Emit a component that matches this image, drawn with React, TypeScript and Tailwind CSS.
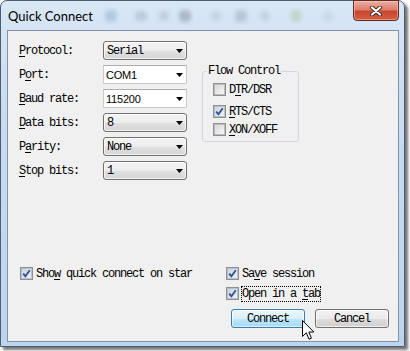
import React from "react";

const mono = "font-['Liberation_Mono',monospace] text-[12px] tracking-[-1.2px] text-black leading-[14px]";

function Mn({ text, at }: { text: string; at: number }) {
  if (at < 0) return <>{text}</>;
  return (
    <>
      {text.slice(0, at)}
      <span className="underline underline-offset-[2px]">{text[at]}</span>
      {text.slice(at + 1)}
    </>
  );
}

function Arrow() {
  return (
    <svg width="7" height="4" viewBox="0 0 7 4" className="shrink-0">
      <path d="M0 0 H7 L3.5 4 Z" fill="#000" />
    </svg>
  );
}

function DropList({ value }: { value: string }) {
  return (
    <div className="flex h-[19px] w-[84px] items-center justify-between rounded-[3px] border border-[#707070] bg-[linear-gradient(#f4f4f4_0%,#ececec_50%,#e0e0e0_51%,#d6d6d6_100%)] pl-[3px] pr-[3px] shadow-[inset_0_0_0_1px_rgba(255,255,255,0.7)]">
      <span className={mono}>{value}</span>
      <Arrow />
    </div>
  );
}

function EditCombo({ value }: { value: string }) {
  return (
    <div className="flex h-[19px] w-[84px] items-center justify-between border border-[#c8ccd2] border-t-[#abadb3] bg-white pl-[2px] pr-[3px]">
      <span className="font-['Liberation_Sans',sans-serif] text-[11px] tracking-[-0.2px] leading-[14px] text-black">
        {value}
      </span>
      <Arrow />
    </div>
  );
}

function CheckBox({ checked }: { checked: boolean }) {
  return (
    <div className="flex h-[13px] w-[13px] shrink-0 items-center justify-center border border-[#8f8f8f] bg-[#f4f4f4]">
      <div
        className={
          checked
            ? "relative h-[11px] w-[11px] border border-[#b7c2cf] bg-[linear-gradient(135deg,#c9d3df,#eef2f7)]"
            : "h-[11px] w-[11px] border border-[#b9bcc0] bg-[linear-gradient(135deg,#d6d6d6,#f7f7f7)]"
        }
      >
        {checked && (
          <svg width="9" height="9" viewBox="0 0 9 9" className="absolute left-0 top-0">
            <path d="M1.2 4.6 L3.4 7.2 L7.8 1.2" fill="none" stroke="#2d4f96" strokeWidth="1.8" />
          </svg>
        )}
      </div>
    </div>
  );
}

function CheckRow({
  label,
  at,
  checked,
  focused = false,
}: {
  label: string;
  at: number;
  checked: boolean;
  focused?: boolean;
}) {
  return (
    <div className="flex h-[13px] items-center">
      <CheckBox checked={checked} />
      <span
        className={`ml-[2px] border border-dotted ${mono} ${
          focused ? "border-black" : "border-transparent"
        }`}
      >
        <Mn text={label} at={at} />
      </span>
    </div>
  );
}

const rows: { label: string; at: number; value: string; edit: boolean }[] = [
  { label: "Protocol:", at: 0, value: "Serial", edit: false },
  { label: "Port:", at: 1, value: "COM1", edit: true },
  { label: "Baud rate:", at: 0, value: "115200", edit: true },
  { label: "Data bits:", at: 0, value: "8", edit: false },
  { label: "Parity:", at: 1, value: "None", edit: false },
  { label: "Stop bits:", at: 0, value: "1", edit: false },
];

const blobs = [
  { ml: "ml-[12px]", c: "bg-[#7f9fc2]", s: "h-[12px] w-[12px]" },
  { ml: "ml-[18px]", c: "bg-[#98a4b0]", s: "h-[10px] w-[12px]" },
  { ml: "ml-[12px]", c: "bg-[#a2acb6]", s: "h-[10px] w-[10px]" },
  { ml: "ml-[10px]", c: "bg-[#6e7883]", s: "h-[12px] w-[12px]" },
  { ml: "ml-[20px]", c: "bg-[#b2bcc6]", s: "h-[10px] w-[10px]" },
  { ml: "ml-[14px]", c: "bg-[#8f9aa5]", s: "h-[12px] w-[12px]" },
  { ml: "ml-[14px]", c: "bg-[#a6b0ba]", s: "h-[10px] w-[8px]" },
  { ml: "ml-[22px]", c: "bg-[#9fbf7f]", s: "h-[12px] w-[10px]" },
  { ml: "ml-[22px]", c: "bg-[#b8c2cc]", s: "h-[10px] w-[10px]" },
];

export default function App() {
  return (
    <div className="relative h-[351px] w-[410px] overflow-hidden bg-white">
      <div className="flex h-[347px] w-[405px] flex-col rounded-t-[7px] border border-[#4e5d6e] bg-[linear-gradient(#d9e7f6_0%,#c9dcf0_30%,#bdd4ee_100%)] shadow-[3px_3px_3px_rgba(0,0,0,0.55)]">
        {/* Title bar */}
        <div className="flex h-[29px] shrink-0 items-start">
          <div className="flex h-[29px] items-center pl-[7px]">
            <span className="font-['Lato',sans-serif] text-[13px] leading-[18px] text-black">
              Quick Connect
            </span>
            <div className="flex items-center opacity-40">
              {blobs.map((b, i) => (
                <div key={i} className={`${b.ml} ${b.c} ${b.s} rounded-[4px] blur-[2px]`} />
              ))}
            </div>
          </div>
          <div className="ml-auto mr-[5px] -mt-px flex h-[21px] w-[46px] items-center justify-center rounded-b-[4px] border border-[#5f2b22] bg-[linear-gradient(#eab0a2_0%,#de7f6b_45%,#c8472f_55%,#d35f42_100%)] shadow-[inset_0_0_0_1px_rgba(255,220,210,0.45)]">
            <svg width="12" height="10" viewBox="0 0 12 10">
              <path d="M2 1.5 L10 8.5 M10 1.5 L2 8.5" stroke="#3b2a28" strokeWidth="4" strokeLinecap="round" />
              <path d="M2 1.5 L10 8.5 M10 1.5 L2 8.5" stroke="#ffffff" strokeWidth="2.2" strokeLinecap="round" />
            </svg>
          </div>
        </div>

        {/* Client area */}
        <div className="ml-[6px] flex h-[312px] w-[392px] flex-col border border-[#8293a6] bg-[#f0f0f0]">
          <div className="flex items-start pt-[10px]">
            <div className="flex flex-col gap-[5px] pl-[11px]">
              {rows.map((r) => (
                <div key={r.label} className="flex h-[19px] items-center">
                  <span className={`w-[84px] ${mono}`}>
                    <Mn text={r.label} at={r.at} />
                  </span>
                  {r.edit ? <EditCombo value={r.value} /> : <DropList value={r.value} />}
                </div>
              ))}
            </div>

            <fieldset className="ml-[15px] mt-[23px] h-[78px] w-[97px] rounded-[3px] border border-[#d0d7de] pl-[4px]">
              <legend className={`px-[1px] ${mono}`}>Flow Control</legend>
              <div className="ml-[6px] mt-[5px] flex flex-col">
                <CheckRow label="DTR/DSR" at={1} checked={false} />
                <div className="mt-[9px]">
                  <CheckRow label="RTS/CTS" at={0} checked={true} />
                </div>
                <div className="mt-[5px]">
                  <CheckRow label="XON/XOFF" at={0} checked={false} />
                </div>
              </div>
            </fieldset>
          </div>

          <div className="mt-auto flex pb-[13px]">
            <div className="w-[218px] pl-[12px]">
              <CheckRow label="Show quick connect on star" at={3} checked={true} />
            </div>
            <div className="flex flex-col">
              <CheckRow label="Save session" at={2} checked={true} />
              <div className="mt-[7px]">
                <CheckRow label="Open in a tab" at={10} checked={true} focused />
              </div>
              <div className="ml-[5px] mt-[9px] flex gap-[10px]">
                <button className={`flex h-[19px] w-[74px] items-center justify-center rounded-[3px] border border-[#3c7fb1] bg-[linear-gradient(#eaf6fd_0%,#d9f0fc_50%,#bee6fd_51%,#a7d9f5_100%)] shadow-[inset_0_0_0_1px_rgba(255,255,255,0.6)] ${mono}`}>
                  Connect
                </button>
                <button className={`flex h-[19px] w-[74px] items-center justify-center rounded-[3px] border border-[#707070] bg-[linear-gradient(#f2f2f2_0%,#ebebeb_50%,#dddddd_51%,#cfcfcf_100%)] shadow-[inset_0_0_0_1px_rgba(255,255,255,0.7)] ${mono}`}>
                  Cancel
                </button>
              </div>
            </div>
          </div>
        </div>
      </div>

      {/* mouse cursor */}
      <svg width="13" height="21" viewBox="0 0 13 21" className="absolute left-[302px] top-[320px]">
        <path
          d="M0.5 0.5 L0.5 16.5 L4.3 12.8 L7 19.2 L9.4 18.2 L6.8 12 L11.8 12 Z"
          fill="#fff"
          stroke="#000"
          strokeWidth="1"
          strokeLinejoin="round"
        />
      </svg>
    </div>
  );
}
----------------------------------------
**Written request**. Select and copy every line of the listing with the word "React".

**Result of this task**.
Emit a component that matches this image, drawn with React, TypeScript and Tailwind CSS.
import React from "react";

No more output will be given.